#### GIVEN PROBLEM
Copy each line in which the string "page" occurs.
···
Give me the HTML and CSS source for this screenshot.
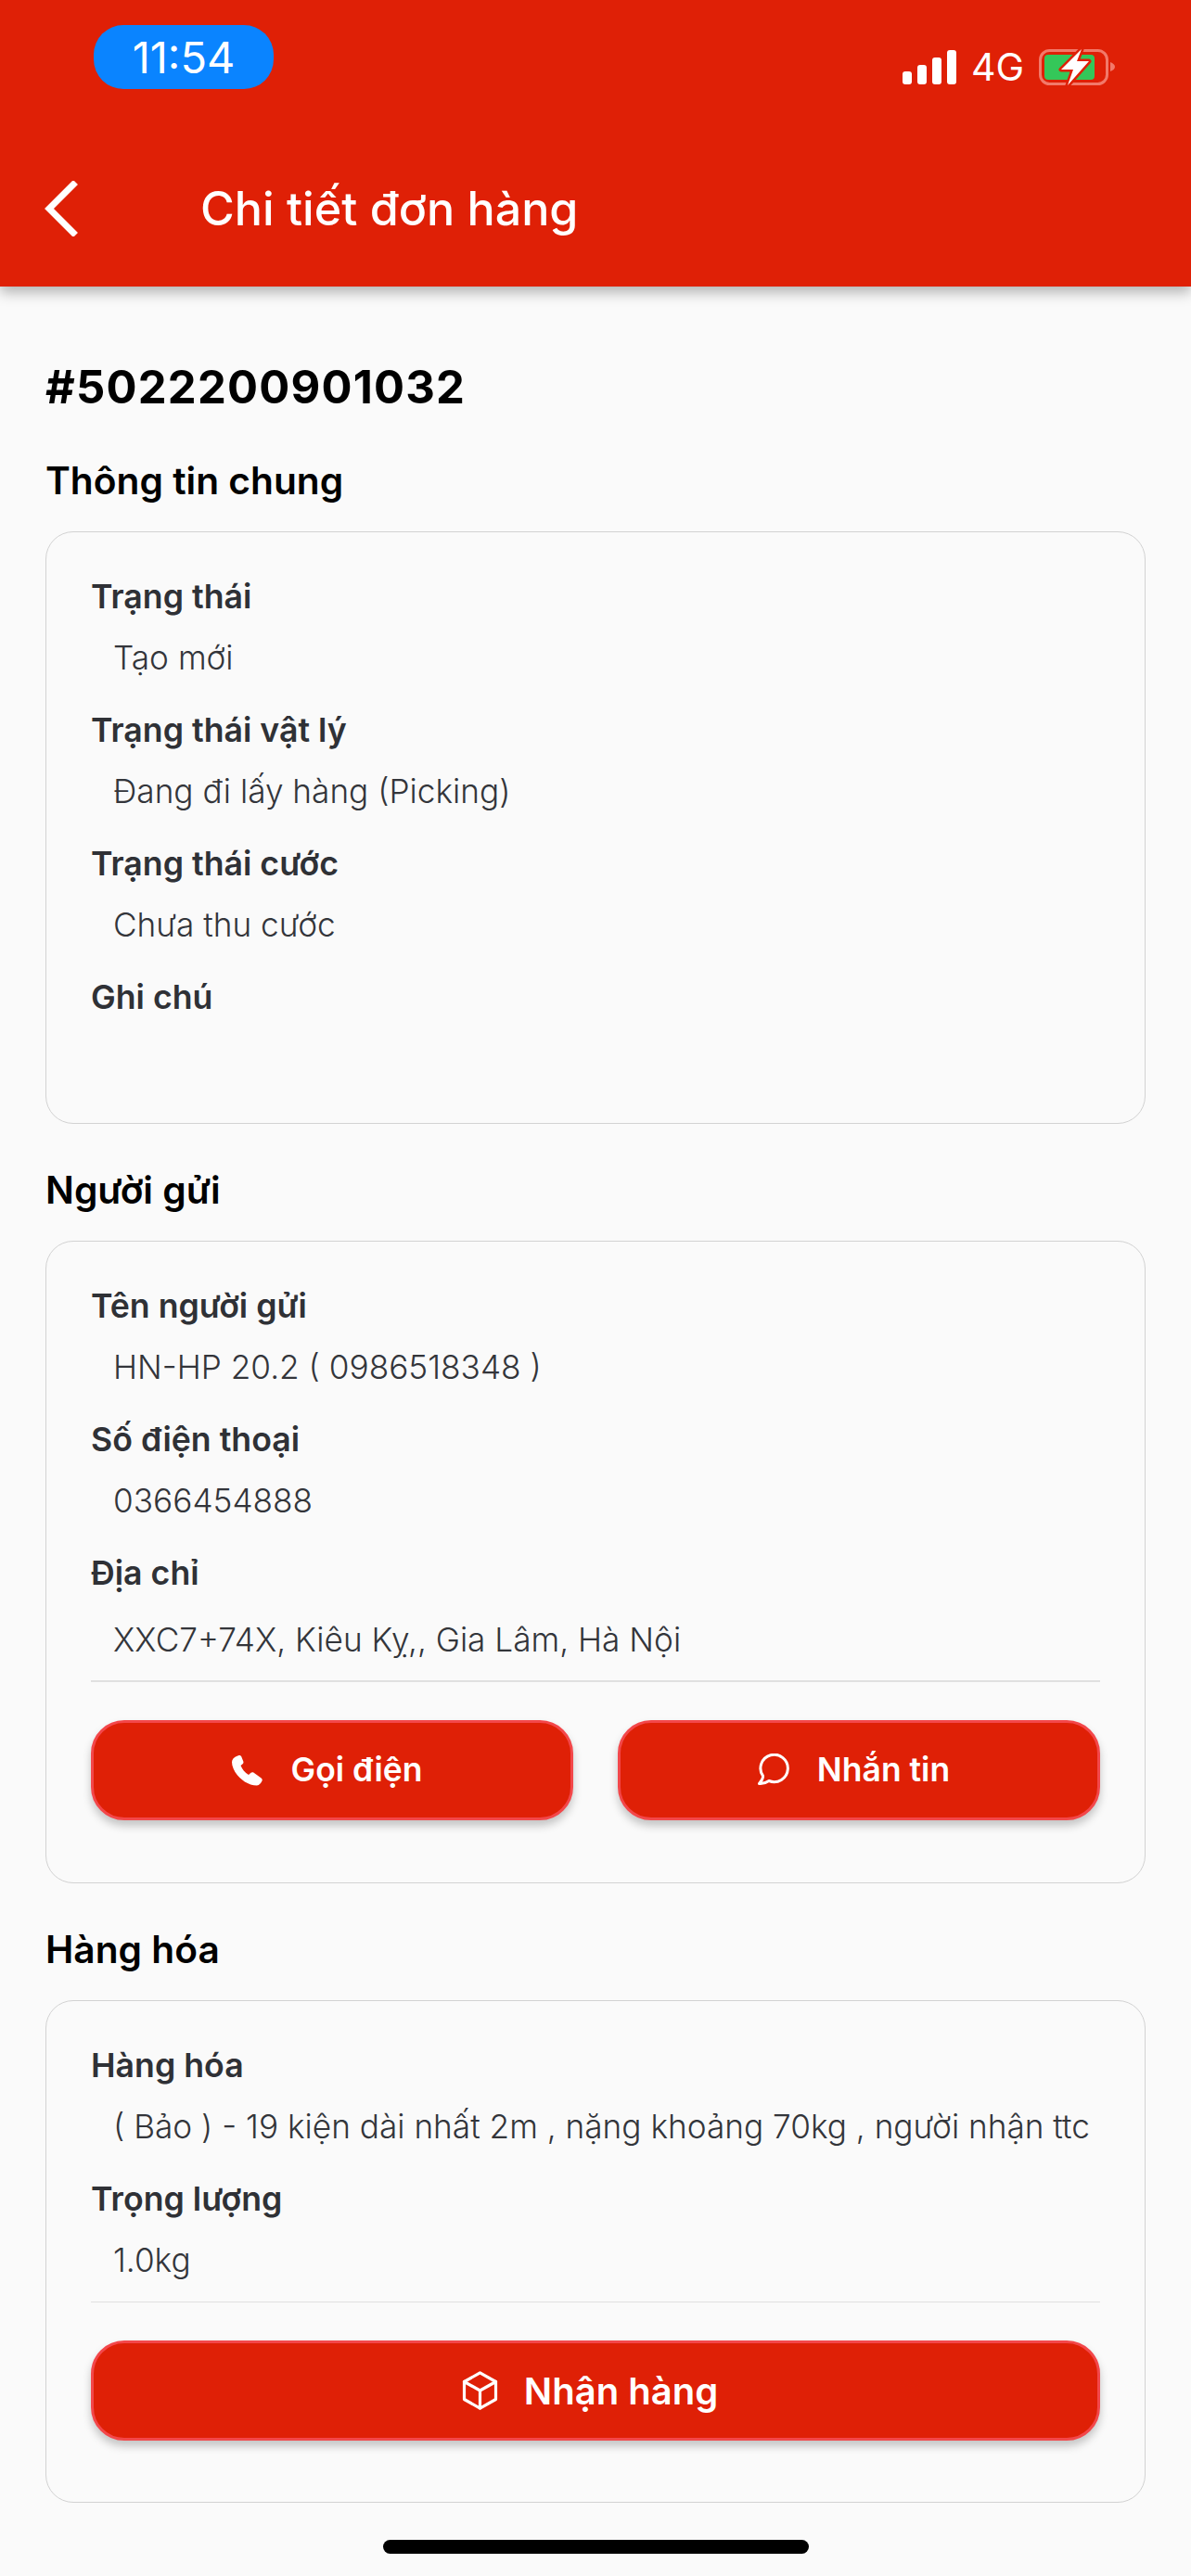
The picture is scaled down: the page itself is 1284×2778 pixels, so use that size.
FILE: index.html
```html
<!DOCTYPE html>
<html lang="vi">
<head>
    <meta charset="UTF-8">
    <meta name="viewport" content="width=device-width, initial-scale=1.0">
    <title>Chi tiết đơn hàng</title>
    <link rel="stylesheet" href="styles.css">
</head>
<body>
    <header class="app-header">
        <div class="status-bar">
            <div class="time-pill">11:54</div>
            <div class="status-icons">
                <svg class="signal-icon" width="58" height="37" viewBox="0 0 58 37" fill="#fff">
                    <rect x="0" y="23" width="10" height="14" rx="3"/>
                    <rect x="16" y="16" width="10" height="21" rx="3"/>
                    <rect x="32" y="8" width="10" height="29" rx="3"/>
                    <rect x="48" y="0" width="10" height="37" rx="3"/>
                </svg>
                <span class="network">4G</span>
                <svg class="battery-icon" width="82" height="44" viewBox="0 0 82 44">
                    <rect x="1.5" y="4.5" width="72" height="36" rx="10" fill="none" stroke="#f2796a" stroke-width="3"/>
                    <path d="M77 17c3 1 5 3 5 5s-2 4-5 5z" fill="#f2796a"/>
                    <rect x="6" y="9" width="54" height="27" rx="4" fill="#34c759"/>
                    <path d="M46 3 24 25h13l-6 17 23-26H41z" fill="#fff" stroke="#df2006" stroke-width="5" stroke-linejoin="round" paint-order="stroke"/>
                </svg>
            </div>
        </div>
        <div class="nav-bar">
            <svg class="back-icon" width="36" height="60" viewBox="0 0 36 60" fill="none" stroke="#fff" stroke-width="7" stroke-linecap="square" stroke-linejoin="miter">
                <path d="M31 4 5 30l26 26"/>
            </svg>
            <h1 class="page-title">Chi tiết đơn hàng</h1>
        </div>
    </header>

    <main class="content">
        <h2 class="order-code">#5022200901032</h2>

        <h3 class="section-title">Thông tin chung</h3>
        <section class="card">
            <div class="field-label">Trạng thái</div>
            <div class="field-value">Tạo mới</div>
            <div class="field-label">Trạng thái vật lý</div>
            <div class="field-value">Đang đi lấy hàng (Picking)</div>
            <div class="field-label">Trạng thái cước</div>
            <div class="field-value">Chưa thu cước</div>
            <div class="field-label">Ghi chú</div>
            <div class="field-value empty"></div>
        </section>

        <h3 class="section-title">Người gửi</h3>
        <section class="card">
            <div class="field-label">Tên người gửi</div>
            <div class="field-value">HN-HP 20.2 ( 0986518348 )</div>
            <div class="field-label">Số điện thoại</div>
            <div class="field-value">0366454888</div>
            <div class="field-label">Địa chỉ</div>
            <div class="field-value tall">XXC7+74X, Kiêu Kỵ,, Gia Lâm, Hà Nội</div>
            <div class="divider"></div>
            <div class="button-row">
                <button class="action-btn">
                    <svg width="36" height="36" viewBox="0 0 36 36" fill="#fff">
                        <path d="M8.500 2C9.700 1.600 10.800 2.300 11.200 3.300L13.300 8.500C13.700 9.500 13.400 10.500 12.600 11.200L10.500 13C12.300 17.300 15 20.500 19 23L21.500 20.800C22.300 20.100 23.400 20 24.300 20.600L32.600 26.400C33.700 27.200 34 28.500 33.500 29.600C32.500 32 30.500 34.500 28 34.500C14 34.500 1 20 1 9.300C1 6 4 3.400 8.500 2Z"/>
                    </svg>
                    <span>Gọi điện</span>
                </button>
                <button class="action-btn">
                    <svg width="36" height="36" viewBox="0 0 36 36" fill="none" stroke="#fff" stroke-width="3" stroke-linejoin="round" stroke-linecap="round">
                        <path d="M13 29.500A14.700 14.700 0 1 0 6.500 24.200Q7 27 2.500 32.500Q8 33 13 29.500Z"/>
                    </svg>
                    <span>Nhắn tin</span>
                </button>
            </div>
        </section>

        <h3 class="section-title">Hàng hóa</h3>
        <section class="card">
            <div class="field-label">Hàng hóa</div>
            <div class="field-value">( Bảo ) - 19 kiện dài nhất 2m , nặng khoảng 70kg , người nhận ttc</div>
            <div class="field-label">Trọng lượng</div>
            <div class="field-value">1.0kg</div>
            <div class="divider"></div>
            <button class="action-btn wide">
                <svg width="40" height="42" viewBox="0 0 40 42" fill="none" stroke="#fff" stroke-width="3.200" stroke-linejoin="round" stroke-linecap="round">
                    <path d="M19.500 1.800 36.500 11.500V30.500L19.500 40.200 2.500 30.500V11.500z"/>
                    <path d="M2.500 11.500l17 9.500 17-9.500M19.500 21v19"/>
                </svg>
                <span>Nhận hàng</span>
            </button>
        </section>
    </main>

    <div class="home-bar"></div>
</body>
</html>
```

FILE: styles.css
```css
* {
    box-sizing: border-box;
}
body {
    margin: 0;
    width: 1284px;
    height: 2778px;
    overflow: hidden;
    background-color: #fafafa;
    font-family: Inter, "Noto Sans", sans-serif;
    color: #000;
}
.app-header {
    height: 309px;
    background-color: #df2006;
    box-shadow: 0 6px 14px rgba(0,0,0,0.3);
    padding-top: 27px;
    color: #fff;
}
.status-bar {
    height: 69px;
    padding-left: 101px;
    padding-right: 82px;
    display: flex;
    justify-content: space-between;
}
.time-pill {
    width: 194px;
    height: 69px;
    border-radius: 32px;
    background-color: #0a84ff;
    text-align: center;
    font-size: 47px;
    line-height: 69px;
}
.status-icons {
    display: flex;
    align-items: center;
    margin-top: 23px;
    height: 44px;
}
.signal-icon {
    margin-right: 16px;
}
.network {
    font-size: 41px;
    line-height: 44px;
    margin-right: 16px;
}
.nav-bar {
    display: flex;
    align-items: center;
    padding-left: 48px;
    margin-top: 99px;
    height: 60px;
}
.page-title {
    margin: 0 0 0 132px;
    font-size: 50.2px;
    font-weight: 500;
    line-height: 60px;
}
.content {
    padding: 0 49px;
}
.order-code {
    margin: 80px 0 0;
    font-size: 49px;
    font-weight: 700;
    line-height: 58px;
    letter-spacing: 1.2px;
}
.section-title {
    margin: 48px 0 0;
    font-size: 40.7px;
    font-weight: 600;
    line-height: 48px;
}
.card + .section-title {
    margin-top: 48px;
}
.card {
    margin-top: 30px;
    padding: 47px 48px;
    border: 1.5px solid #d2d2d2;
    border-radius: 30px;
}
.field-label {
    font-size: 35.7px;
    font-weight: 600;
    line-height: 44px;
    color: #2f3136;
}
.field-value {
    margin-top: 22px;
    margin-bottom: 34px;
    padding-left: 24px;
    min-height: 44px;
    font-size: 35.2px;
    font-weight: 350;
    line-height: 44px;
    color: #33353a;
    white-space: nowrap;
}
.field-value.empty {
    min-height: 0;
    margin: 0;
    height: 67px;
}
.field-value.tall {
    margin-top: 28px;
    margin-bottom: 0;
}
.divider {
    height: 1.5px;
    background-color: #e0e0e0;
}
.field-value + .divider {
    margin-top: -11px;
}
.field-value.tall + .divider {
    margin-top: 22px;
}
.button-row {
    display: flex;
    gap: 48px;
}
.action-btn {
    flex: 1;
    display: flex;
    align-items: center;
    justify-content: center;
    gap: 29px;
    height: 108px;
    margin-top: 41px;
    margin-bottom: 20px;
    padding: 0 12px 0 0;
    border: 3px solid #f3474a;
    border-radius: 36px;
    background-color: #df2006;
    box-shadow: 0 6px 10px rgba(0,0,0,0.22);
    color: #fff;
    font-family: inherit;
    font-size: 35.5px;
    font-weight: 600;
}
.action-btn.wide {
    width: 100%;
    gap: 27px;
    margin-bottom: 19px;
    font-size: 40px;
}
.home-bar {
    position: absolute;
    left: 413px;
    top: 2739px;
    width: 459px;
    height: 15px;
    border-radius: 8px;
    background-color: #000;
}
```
···
#### RESULT OF THE TASK
The picture is scaled down: the page itself is 1284×2778 pixels, so use that size.
            <h1 class="page-title">Chi tiết đơn hàng</h1>
.page-title {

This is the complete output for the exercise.